James Bullard, president of the Federal Reserve Bank of St Louis, cited the threat posed by poor regulation of the ‘shadow banking’ sector as potentially the cause of a future financial crisis.
“All the action is coming out of Silicon Valley and on things we call non-banks,” Bullard said in an interview with Central Banking journal. “It’s that shadow world where the next crisis will be brewing, and how is the regulatory apparatus going to handle that going forward?”
Part of the challenge is that the Federal Reserve System only regulates institutions with a bank charter or bank holding companies – subject to a legal interpretation – and does not have a remit to cover technology companies, which Bullard claimed deliberately avoid regulations.
“The whole game in Silicon Valley is to do regulatory arbitrage: ‘let’s provide financial services in ways that are not covered by ordinary laws, and let’s build up a business, like Uber. Let’s build up a business and a constituency for that business outside of the normal legal framework, and then we will wait for the legal system to catch up, and then we’ll litigate at that point’,” Bullard said.

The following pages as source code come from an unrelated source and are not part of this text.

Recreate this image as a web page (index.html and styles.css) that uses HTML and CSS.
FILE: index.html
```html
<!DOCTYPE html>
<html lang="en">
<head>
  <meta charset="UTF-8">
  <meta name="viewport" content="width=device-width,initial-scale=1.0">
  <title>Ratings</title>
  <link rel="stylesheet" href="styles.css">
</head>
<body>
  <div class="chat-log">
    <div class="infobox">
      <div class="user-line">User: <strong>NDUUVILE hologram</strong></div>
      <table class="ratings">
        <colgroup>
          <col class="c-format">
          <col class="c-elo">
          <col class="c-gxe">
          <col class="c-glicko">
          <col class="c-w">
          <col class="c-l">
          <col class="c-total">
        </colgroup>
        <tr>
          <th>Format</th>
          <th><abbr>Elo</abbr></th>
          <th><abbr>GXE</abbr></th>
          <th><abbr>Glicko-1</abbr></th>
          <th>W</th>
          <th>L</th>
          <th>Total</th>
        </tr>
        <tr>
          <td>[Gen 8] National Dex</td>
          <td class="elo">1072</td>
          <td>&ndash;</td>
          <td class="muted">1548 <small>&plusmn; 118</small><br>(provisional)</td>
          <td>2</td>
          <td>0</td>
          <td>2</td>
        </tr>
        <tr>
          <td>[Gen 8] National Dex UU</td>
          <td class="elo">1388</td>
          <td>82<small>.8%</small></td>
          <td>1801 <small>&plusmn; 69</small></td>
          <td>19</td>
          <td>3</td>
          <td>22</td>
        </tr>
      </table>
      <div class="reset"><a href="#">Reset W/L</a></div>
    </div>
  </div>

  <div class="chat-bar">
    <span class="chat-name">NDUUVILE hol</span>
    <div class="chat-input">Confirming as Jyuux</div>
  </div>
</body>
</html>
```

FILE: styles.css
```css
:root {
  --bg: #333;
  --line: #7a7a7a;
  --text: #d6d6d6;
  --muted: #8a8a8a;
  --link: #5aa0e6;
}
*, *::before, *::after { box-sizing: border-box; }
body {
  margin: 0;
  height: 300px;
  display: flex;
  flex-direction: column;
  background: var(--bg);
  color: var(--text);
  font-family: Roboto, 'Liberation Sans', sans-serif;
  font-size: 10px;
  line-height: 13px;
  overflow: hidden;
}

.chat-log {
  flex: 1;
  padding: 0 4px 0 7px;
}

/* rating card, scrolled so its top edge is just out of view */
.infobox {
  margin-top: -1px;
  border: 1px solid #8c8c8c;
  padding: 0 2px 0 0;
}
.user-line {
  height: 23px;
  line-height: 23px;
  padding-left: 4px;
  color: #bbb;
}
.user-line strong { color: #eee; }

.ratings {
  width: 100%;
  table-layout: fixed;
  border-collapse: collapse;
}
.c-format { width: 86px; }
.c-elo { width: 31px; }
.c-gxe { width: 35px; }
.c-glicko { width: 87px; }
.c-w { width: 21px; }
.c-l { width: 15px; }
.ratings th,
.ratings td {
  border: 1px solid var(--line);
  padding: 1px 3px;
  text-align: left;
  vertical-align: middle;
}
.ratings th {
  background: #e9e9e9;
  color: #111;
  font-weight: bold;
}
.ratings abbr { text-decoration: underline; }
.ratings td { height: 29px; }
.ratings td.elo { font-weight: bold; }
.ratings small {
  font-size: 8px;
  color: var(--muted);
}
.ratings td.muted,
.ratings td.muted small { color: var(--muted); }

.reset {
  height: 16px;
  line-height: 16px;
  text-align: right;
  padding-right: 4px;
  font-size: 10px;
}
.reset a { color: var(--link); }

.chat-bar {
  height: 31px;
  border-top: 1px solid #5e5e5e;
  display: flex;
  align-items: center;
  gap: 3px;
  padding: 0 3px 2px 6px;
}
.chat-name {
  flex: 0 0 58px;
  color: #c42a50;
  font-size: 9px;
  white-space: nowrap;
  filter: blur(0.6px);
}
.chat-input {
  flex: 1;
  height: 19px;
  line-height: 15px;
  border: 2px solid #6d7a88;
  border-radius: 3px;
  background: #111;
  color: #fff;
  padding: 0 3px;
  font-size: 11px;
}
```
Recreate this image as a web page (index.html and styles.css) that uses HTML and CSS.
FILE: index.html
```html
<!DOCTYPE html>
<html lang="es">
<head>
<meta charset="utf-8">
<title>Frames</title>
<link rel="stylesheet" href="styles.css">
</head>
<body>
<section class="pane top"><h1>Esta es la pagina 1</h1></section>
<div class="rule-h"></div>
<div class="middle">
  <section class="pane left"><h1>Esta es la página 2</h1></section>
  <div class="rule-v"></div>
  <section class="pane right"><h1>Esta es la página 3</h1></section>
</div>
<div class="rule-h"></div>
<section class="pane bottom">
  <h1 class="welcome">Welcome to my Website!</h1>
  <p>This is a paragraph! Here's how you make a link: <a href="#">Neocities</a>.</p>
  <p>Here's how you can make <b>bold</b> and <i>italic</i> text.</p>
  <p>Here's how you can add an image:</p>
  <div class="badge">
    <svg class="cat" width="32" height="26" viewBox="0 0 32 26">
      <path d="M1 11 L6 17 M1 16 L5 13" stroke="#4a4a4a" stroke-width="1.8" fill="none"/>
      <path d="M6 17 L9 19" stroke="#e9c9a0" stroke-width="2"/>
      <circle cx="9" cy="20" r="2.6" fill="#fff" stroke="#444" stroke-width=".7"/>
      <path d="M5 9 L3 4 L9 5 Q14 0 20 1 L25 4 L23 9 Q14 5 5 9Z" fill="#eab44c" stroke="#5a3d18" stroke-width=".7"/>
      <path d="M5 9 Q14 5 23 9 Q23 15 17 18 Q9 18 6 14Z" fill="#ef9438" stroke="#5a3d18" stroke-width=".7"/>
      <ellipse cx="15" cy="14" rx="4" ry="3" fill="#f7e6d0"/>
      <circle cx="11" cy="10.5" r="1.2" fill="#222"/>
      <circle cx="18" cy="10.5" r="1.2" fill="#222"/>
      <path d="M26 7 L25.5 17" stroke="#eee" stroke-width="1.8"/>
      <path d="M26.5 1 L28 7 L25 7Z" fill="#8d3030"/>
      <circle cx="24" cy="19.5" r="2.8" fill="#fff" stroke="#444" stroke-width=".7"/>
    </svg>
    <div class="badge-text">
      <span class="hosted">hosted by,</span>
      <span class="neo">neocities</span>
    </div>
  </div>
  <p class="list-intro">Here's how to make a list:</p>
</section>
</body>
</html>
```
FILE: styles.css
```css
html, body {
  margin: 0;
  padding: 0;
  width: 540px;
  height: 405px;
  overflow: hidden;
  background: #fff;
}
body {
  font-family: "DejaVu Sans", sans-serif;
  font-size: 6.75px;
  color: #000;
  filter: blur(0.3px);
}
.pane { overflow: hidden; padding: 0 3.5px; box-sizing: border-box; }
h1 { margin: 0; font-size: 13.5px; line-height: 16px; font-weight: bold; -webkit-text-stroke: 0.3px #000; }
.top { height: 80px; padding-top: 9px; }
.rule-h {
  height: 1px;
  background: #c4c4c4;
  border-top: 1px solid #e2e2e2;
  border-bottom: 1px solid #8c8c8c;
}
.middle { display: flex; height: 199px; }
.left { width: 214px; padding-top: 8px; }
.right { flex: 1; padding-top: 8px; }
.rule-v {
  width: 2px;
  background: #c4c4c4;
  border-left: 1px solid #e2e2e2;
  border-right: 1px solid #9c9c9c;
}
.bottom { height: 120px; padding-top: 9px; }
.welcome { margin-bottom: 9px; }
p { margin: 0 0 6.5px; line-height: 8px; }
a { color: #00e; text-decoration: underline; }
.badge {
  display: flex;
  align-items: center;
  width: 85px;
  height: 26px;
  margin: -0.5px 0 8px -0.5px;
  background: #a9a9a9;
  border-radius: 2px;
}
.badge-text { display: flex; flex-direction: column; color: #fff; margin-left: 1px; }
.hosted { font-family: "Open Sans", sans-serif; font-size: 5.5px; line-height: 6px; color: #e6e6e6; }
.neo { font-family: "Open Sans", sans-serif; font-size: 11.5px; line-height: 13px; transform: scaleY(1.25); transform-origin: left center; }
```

The St Louis Fed chief, who is responsible for the Eighth Federal Reserve District, added: “All of that I think is OK. That is probably the normal course of innovation in any industry. But you would hate to see that lead to some kind of financial crisis. So the challenge is: how to understand this, number one; and then how to cope with it, number two, in the years ahead.”

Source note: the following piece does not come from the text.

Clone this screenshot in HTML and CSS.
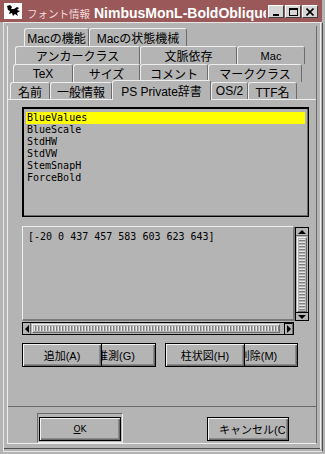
FILE: index.html
```html
<!DOCTYPE html>
<html lang="ja">

<head>
    <meta charset="utf-8">
    <title>フォント情報</title>
    <link rel="stylesheet" href="styles.css">
</head>

<body>
    <div class="window">
        <div class="titlebar">
            <div class="app-icon">
                <svg width="18" height="16" viewBox="0 0 18 16">
                    <path d="M3 3 L6 2 L8 4 L7 6 L10 6 L13 4 L15 5 L13 7 L16 8 L13 10 L14 13 L11 11 L9 13 L8 10 L5 11 L6 8 L4 7 Z" fill="#000" />
                </svg>
            </div>
            <div class="title-text"><span class="title-ja">フォント情報</span><span class="title-name">NimbusMonL-BoldOblique</span></div>
            <div class="wm-buttons">
                <div class="wm-btn"><span class="ico-min"></span></div>
                <div class="wm-btn"><span class="ico-max"></span></div>
                <div class="wm-btn">
                    <svg width="8" height="8" viewBox="0 0 8 8">
                        <path d="M0.5 0.5 L7.5 7.5 M7.5 0.5 L0.5 7.5" stroke="#000" stroke-width="1.6" />
                    </svg>
                </div>
            </div>
        </div>

        <div class="frame">
            <div class="dialog">
                <!-- tab rows, back to front -->
                <div class="tabs">
                    <div class="tab-row row1">
                        <div class="tab t-macfeat">Macの機能</div>
                        <div class="tab t-macstate">Macの状態機械</div>
                    </div>
                    <div class="tab-row row2">
                        <div class="tab t-anchor">アンカークラス</div>
                        <div class="tab t-context">文脈依存</div>
                        <div class="tab t-mac small">Mac</div>
                    </div>
                    <div class="tab-row row3">
                        <div class="tab t-tex">TeX</div>
                        <div class="tab t-size">サイズ</div>
                        <div class="tab t-comment">コメント</div>
                        <div class="tab t-mark">マーククラス</div>
                    </div>
                    <div class="tab-row row4">
                        <div class="tab t-name">名前</div>
                        <div class="tab t-general">一般情報</div>
                        <div class="tab t-private active">PS Private辞書</div>
                        <div class="tab t-os2">OS/2</div>
                        <div class="tab t-ttf">TTF名</div>
                    </div>
                </div>

                <div class="page">
                    <div class="listbox">
                        <div class="item selected">BlueValues</div>
                        <div class="item">BlueScale</div>
                        <div class="item">StdHW</div>
                        <div class="item">StdVW</div>
                        <div class="item">StemSnapH</div>
                        <div class="item">ForceBold</div>
                    </div>

                    <div class="editor">
                        <div class="text-box">[-20 0 437 457 583 603 623 643]</div>
                        <div class="vscroll">
                            <div class="arrow-btn"><span class="tri-up"></span></div>
                            <div class="vthumb"></div>
                            <div class="arrow-btn"><span class="tri-down"></span></div>
                        </div>
                        <div class="hscroll">
                            <div class="arrow-btn h"><span class="tri-left"></span></div>
                            <div class="hthumb"></div>
                            <div class="arrow-btn h right-btn"><span class="tri-right"></span></div>
                        </div>
                    </div>

                    <div class="btn-row">
                        <div class="btn front">追加(A)</div>
                        <div class="btn back">推測(G)</div>
                        <div class="btn front gap">柱状図(H)</div>
                        <div class="btn back back2">削除(M)</div>
                    </div>
                </div>

                <div class="footer">
                    <div class="default-frame">
                        <div class="btn ok-btn"><span class="mnemonic">O</span>K</div>
                    </div>
                    <div class="btn cancel-btn"><span class="btn-label">キャンセル(C)</span></div>
                </div>
            </div>
        </div>
    </div>
</body>

</html>
```

FILE: styles.css
```css
/* whole window */
body {
    margin: 0;
    background-color: #b4b4b4;
    font-family: "Liberation Sans", "Noto Sans CJK JP", sans-serif;
    color: #000;
}

.window {
    width: 325px;
    height: 454px;
    display: flex;
    flex-direction: column;
    background-color: #b4b4b4;
    overflow: hidden;
}

/* title bar */
.titlebar {
    height: 22px;
    margin-right: 3px;
    background-color: #9a5858;
    display: flex;
    align-items: flex-start;
    flex-shrink: 0;
}

.app-icon {
    width: 18px;
    height: 16px;
    margin: 3px 0 0 4px;
    background-color: #fff;
    flex-shrink: 0;
}

.app-icon svg {
    display: block;
}

.title-text {
    flex: 1;
    min-width: 0;
    overflow: hidden;
    white-space: nowrap;
    padding: 4px 0 0 5px;
    line-height: 18px;
}

.title-ja {
    color: #f2dada;
    font-size: 10.5px;
    font-family: "Noto Sans CJK JP", sans-serif;
}

.title-name {
    color: #fff;
    font-weight: bold;
    font-size: 14px;
    margin-left: 4px;
}

.wm-buttons {
    display: flex;
    gap: 1px;
    margin: 5px 4px 0 2px;
}

.wm-btn {
    width: 16px;
    height: 13px;
    box-sizing: border-box;
    background-color: #d6d6d6;
    border: 1px solid;
    border-color: #fff #404040 #404040 #fff;
    display: flex;
    align-items: center;
    justify-content: center;
}

.ico-min {
    width: 6px;
    height: 2px;
    background-color: #000;
    margin-top: 6px;
}

.ico-max {
    width: 7px;
    height: 5px;
    border: 1px solid #000;
    border-top-width: 2px;
}

/* frame around the dialog */
.frame {
    flex: 1;
    display: flex;
    margin: 0 2px 2px 3px;
    border: 1px solid;
    border-color: #e6e6e6 #505050 #e6e6e6 #e6e6e6;
    padding: 3px 5px 7px 3px;
    box-shadow: inset -1px 0 0 #b4b4b4, inset 0 -2px 0 #b4b4b4, inset -2px 0 0 #eeeeee, inset 0 -3px 0 #505050;
}

.dialog {
    flex: 1;
    display: flex;
    flex-direction: column;
    border: 1px solid;
    border-top: none;
    border-color: #eeeeee #6b6b6b #eeeeee #eeeeee;
}

/* tabs */
.tabs {
    height: 73px;
    padding-top: 2px;
    box-sizing: border-box;
    flex-shrink: 0;
}

.tab-row {
    display: flex;
    height: 18px;
}

.row1 { margin-left: 16px; }
.row2 { margin-left: 7px; }
.row3 { margin-left: 5px; }
.row4 { margin-left: 2px; height: 17px; }

.tab {
    box-sizing: border-box;
    height: 100%;
    border: 1px solid;
    border-bottom: none;
    border-color: #eeeeee #6b6b6b #6b6b6b #eeeeee;
    border-radius: 3px 3px 0 0;
    display: flex;
    align-items: center;
    justify-content: center;
    font-size: 12px;
    white-space: nowrap;
    overflow: hidden;
    flex-shrink: 0;
}

.tab.small {
    font-size: 11px;
}

.tab.active {
    height: 20px;
    margin-top: -2px;
    position: relative;
    z-index: 1;
    background-color: #b4b4b4;
}

.t-macfeat { width: 65px; }
.t-macstate { width: 98px; }
.t-anchor { width: 125px; }
.t-context { width: 97px; }
.t-mac { width: 68px; }
.t-tex { width: 60px; }
.t-size { width: 67px; }
.t-comment { width: 68px; }
.t-mark { width: 94px; }
.t-name { width: 40px; }
.t-general { width: 62px; }
.t-private { width: 99px; }
.t-os2 { width: 37px; }
.t-ttf { width: 49px; }

/* tab page */
.page {
    height: 308px;
    box-sizing: border-box;
    border-top: 1px solid #eeeeee;
    border-bottom: 1px solid #6b6b6b;
    padding: 7px 7px 0 14px;
    flex-shrink: 0;
}

.listbox {
    height: 110px;
    box-sizing: border-box;
    border: 1px solid #000;
    box-shadow: inset 1px 1px 0 #000, inset -1px -1px 0 #6a6a6a;
    padding: 4px 3px 0 3px;
}

.item {
    height: 12px;
    line-height: 12px;
    font-family: "DejaVu Sans Mono", monospace;
    font-size: 10px;
    padding-left: 1px;
}

.item.selected {
    background-color: #ffff00;
}

.editor {
    margin-top: 9px;
    display: grid;
    grid-template-columns: 273px 14px;
    grid-template-rows: 95px 13px;
    row-gap: 1px;
}

.text-box {
    box-sizing: border-box;
    border-style: solid;
    border-width: 1px 2px 2px 1px;
    border-color: #eeeeee #7a7a7a #7a7a7a #eeeeee;
    padding: 4px 0 0 5px;
    font-family: "DejaVu Sans Mono", monospace;
    font-size: 10px;
    line-height: 12px;
    white-space: nowrap;
}

.vscroll {
    margin-top: 1px;
    height: 94px;
    box-sizing: border-box;
    border: 1px solid #000;
    display: flex;
    flex-direction: column;
}

.hscroll {
    width: 272px;
    box-sizing: border-box;
    border: 1px solid #000;
    display: flex;
}

.arrow-btn {
    height: 7px;
    flex-shrink: 0;
    display: flex;
    align-items: center;
    justify-content: center;
    border-bottom: 1px solid #6b6b6b;
}

.arrow-btn.h {
    height: auto;
    width: 7px;
    border-bottom: none;
    border-right: 1px solid #6b6b6b;
}

.right-btn {
    margin-left: auto;
    border-left: 1px solid #000;
}

.tri-up,
.tri-down {
    width: 0;
    height: 0;
    border-left: 4px solid transparent;
    border-right: 4px solid transparent;
}

.tri-up { border-bottom: 4px solid #000; }
.tri-down { border-top: 4px solid #000; }

.tri-left,
.tri-right {
    width: 0;
    height: 0;
    border-top: 4px solid transparent;
    border-bottom: 4px solid transparent;
}

.tri-left { border-right: 4px solid #000; }
.tri-right { border-left: 4px solid #000; }

.vthumb {
    flex: 1;
    margin: 1px 1px 0 1px;
    border: 1px solid;
    border-color: #eeeeee #6b6b6b #6b6b6b #eeeeee;
    background: repeating-linear-gradient(to bottom, #b4b4b4 0 1px, #e6e6e6 1px 2px, #808080 2px 3px) center / 6px 100% no-repeat;
}

.arrow-btn:last-child {
    border-bottom: none;
    border-top: 1px solid #000;
}

.hthumb {
    width: 246px;
    margin: 1px 0 1px 1px;
    border: 1px solid;
    border-color: #eeeeee #6b6b6b #6b6b6b #eeeeee;
    background: repeating-linear-gradient(to right, #b4b4b4 0 1px, #e6e6e6 1px 2px, #808080 2px 3px) center / 100% 5px no-repeat;
}

/* push buttons */
.btn-row {
    margin-top: 8px;
    display: flex;
}

.btn {
    width: 80px;
    height: 24px;
    box-sizing: border-box;
    flex-shrink: 0;
    border: 1px solid #000;
    box-shadow: inset 1px 1px 0 #f2f2f2, inset -1px -1px 0 #6b6b6b, inset -2px -2px 0 #8a8a8a;
    background-color: #b4b4b4;
    font-size: 11px;
    display: flex;
    align-items: center;
    justify-content: center;
    white-space: nowrap;
    overflow: hidden;
}

.btn.front {
    position: relative;
    z-index: 1;
}

.btn.back { margin-left: -26px; }
.btn.back2 { margin-left: -27px; }
.btn.gap { margin-left: 9px; }

.footer {
    flex: 1;
    display: flex;
    align-items: flex-start;
    padding: 6px 0 0 29px;
}

.default-frame {
    border: 1px solid;
    border-color: #6b6b6b #eeeeee #eeeeee #6b6b6b;
    padding: 3px 1px 1px 1px;
}

.ok-btn {
    width: 82px;
    font-family: "DejaVu Sans", sans-serif;
    font-size: 9px;
}

.mnemonic {
    text-decoration: underline;
}

.cancel-btn {
    width: 82px;
    margin: 4px 0 0 84px;
    justify-content: flex-start;
    padding: 0 3px 0 11px;
}

.btn-label {
    min-width: 0;
    overflow: hidden;
}
```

FSOC: too political for purpose?
The institution tasked with macro-prudential oversight in the US is the Financial Stability Oversight Council (FSOC).
“But FSOC is a collection of regulatory agency heads and the US Treasury secretary, and I have always felt like maybe that wasn’t the right forum, necessarily,” said Bullard. “It creates a kind of inside Washington, highly politicised kind of environment under which to consider these issues.”
Bullard believes such issues might be better tackled “maybe outside the Beltway or in some other forum where you don’t have heads of agencies worried about protecting their agency, and the Treasury secretary worried about how it’s going to play politically, because I think these are bigger and deeper issues than just sort of parochial analysis would be able to deal with”.
No such body exists as yet.
Dangers of disruption
Bullard added that many officials from large banks have told him not to “worry” about digital disruption, saying “we’re going to wait for Silicon Valley to innovate and then we’re going to buy it, or we’re going to innovate ourselves”.
“But that’s not how this occurs, I don’t think,” said Bullard. “When you see fundamental disruption, it’s because there is some new business model, and the incumbent can’t deal with the new business model. That’s the kind of disruption that you’d be watching for.”
He pointed to the rise of Alibaba in providing banking services in China, even though the tech company is not a bank. “Disruption occurs in ways that are always invisible to the incumbents that are inside of a heavily regulated industry,” Bullard added.
Regulatory pendulum swings back
Bullard also stated that amendments to US bank regulations introduced in the aftermath of the global financial crisis “probably” represented the regulatory “pendulum” swinging “back a little” towards less regulation.
But the effort to “get more efficient” regulation in the US, spearheaded by the US Treasury and supported by many heads of many US supervisory agencies, does not involve “a wholesale change”. “I would say relatively minor changes,” Bullard told Central Banking journal.
“Congress passed a new bill that made some changes to Dodd-Frank, but they were relatively modest,” Bullard said, later on adding: “It’s pretty clear the Dodd-Frank framework is going to stick, and is the basis of US regulatory policy going forward. There have been changes at the margin. Probably some of those were very much warranted. But I do not expect a wholesale change in financial regulation.”
Bullard said some of the amendments involved tailoring regulations to the size of the institution. “The size differences between a small bank and the very largest banks are enormous in the US. You go from anywhere from a couple hundred million dollars in assets to $2 trillion in assets,” Bullard said. “That’s a big difference. They are really fundamentally different businesses.”
Return of light covenants?
Bullard added that moving forward there is concern among bankers at smaller banks that while there are “good loans to make”, intense competition has resulted in the terms are viewed as “too lenient”. “I do worry about that, because that sounds like overextension of credit that won’t stand up in a downturn,” said Bullard.
The St Louis Fed president said the issue was not “overwhelming at this point”, adding that on the deposit side, smaller banks “feel like they don’t have enough margin to make a respectable profit”.